Common .NET assignments in Amsterdam

The assignments we see in Amsterdam reflect the local economy. A few recurring types:

  • Modernising legacy systems. Many financial and professional services firms run on older .NET applications due for renewal — migration to .NET 8, splitting towards microservices, or a move to the cloud. This is often long-term, careful work.
  • Building new applications and APIs. Scale-ups and software companies build new products on a modern .NET stack with Azure. Here it is about clean architecture, scalability and speed of delivery.
  • Cloud migration and integration. Companies move their .NET applications to Azure or connect them to cloud services. A developer with Azure experience is valuable here.
  • Strengthening existing teams. During peak workload or a shortage of hands, companies temporarily hire an experienced developer to keep a team up to speed — a clearly scoped, easily structured assignment.

Which of these best fits your situation we determine during the intake. That way we don't just look for any .NET developer, but exactly the profile your assignment requires.

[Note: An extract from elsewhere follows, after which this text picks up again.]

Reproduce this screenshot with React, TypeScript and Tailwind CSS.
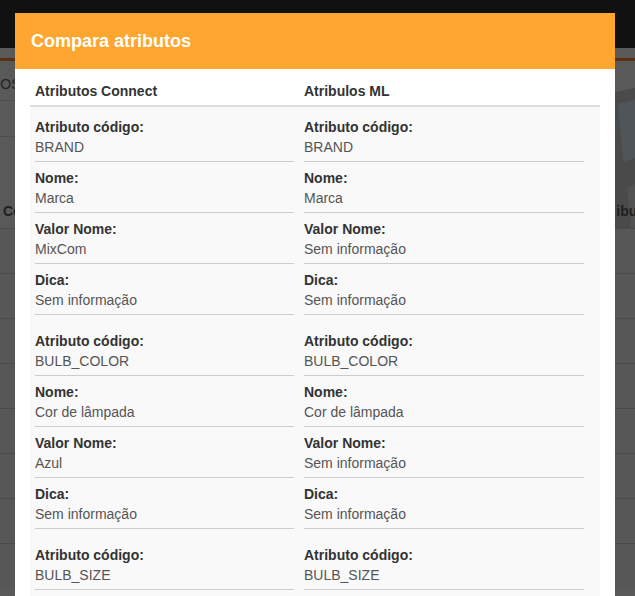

How Maedium works for Amsterdam clients

In a market where talent is scarce and competition high, the way of brokering makes the difference. Maedium works differently from the large agencies active in the Amsterdam market: no stream of CVs and no account manager who passes you on, but one fixed point of contact who genuinely understands your assignment.

It starts with an intake in which we clarify what you need: which .NET version and stack, which level, how many days on-site, and which structure fits — brokerage or intermediation. Precisely in Amsterdam, where many clients work in regulated sectors, we take DBA compliance seriously from the start. We then present not ten profiles, but a targeted selection that fits, including candidates from the wider Randstad who work hybrid.

And we stay involved after placement. If an assignment runs long or someone drops out, we arrange a replacement. That continuity is no luxury in a tight market like Amsterdam but a necessity — and it is exactly where involved brokering makes the difference.